__Task description__: Set down each line of the material that follows, exactly, with no pictures.

__Recorded information__:

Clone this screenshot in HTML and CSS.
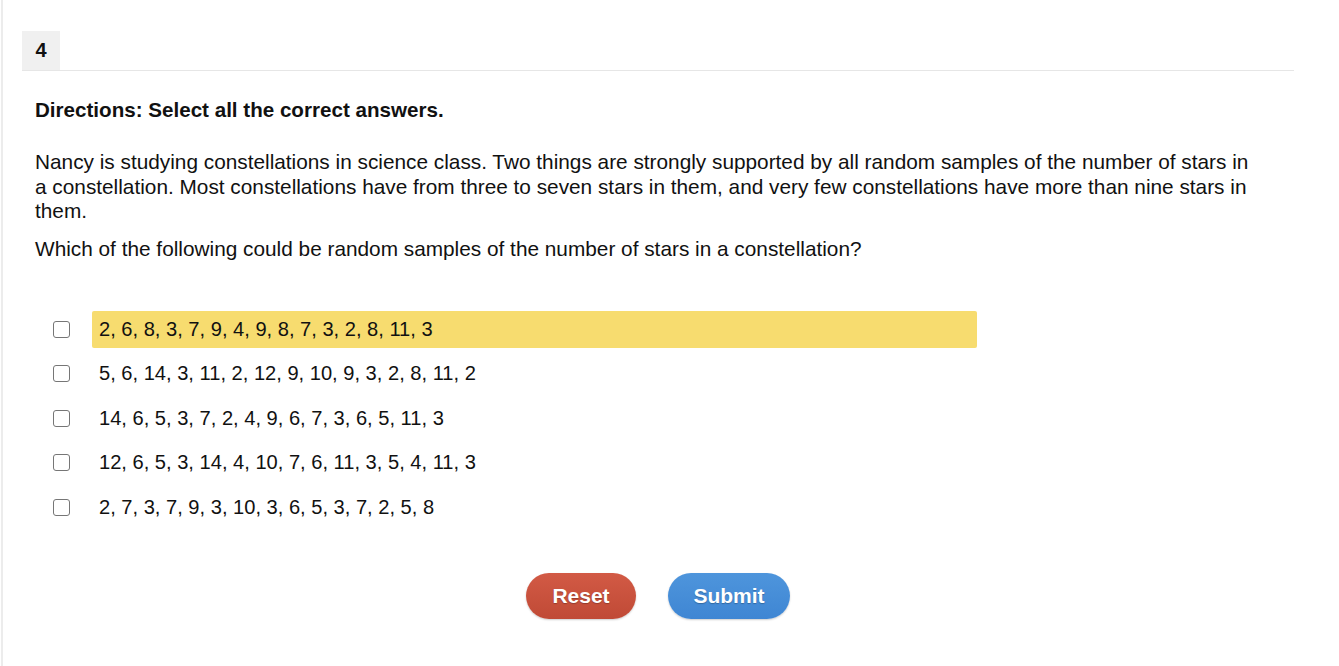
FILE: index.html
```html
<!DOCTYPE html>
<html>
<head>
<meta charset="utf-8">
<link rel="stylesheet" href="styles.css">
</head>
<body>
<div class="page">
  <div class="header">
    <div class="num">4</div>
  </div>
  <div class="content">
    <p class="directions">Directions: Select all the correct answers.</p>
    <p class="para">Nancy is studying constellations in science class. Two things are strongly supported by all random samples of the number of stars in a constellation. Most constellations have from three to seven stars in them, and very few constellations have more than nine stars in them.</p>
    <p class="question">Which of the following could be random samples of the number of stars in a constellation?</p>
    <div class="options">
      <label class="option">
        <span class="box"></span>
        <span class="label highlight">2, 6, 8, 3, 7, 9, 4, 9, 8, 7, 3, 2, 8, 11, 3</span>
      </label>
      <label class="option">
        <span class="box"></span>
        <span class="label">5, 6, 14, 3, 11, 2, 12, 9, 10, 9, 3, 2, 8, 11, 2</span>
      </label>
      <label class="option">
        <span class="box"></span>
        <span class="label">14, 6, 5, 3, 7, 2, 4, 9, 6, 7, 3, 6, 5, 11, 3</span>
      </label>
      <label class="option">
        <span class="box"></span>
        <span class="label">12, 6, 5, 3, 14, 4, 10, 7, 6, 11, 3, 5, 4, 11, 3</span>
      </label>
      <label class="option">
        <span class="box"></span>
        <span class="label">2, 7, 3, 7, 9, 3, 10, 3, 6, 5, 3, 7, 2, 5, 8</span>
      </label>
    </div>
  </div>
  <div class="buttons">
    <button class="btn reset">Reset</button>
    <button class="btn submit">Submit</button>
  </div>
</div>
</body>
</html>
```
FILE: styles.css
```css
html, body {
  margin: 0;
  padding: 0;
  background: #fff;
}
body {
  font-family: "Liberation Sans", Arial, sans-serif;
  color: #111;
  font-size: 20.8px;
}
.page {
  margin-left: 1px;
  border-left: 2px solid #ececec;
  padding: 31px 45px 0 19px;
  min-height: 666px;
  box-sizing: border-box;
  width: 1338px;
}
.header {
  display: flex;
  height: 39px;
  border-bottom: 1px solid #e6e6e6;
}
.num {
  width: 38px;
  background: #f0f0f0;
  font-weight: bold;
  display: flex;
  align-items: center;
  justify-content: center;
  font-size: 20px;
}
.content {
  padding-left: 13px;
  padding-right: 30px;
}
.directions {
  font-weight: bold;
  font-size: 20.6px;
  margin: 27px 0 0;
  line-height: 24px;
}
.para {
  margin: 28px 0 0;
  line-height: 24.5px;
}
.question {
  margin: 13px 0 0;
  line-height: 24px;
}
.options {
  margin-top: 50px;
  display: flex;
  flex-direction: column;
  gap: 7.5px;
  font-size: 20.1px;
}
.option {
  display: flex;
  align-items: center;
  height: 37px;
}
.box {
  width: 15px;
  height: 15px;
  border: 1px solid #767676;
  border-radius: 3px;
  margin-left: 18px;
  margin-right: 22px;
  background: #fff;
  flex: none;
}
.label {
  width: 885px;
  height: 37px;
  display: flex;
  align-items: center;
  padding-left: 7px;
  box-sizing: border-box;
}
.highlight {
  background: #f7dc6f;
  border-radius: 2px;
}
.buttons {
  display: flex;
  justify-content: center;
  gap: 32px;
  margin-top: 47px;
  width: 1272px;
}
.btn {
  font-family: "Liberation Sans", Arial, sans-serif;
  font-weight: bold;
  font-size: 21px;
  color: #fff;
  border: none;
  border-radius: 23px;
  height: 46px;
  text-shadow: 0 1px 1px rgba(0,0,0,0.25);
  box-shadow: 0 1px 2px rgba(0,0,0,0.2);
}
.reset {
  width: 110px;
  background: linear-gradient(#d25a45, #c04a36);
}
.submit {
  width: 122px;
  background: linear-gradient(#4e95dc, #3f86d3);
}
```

__Completed exercise__:
Clone this screenshot in HTML and CSS.
FILE: index.html
```html
<!DOCTYPE html>
<html>
<head>
<meta charset="utf-8">
<link rel="stylesheet" href="styles.css">
</head>
<body>
<div class="page">
  <div class="header">
    <div class="num">4</div>
  </div>
  <div class="content">
    <p class="directions">Directions: Select all the correct answers.</p>
    <p class="para">Nancy is studying constellations in science class. Two things are strongly supported by all random samples of the number of stars in a constellation. Most constellations have from three to seven stars in them, and very few constellations have more than nine stars in them.</p>
    <p class="question">Which of the following could be random samples of the number of stars in a constellation?</p>
    <div class="options">
      <label class="option">
        <span class="box"></span>
        <span class="label highlight">2, 6, 8, 3, 7, 9, 4, 9, 8, 7, 3, 2, 8, 11, 3</span>
      </label>
      <label class="option">
        <span class="box"></span>
        <span class="label">5, 6, 14, 3, 11, 2, 12, 9, 10, 9, 3, 2, 8, 11, 2</span>
      </label>
      <label class="option">
        <span class="box"></span>
        <span class="label">14, 6, 5, 3, 7, 2, 4, 9, 6, 7, 3, 6, 5, 11, 3</span>
      </label>
      <label class="option">
        <span class="box"></span>
        <span class="label">12, 6, 5, 3, 14, 4, 10, 7, 6, 11, 3, 5, 4, 11, 3</span>
      </label>
      <label class="option">
        <span class="box"></span>
        <span class="label">2, 7, 3, 7, 9, 3, 10, 3, 6, 5, 3, 7, 2, 5, 8</span>
      </label>
    </div>
  </div>
  <div class="buttons">
    <button class="btn reset">Reset</button>
    <button class="btn submit">Submit</button>
  </div>
</div>
</body>
</html>
```
FILE: styles.css
```css
html, body {
  margin: 0;
  padding: 0;
  background: #fff;
}
body {
  font-family: "Liberation Sans", Arial, sans-serif;
  color: #111;
  font-size: 20.8px;
}
.page {
  margin-left: 1px;
  border-left: 2px solid #ececec;
  padding: 31px 45px 0 19px;
  min-height: 666px;
  box-sizing: border-box;
  width: 1338px;
}
.header {
  display: flex;
  height: 39px;
  border-bottom: 1px solid #e6e6e6;
}
.num {
  width: 38px;
  background: #f0f0f0;
  font-weight: bold;
  display: flex;
  align-items: center;
  justify-content: center;
  font-size: 20px;
}
.content {
  padding-left: 13px;
  padding-right: 30px;
}
.directions {
  font-weight: bold;
  font-size: 20.6px;
  margin: 27px 0 0;
  line-height: 24px;
}
.para {
  margin: 28px 0 0;
  line-height: 24.5px;
}
.question {
  margin: 13px 0 0;
  line-height: 24px;
}
.options {
  margin-top: 50px;
  display: flex;
  flex-direction: column;
  gap: 7.5px;
  font-size: 20.1px;
}
.option {
  display: flex;
  align-items: center;
  height: 37px;
}
.box {
  width: 15px;
  height: 15px;
  border: 1px solid #767676;
  border-radius: 3px;
  margin-left: 18px;
  margin-right: 22px;
  background: #fff;
  flex: none;
}
.label {
  width: 885px;
  height: 37px;
  display: flex;
  align-items: center;
  padding-left: 7px;
  box-sizing: border-box;
}
.highlight {
  background: #f7dc6f;
  border-radius: 2px;
}
.buttons {
  display: flex;
  justify-content: center;
  gap: 32px;
  margin-top: 47px;
  width: 1272px;
}
.btn {
  font-family: "Liberation Sans", Arial, sans-serif;
  font-weight: bold;
  font-size: 21px;
  color: #fff;
  border: none;
  border-radius: 23px;
  height: 46px;
  text-shadow: 0 1px 1px rgba(0,0,0,0.25);
  box-shadow: 0 1px 2px rgba(0,0,0,0.2);
}
.reset {
  width: 110px;
  background: linear-gradient(#d25a45, #c04a36);
}
.submit {
  width: 122px;
  background: linear-gradient(#4e95dc, #3f86d3);
}
```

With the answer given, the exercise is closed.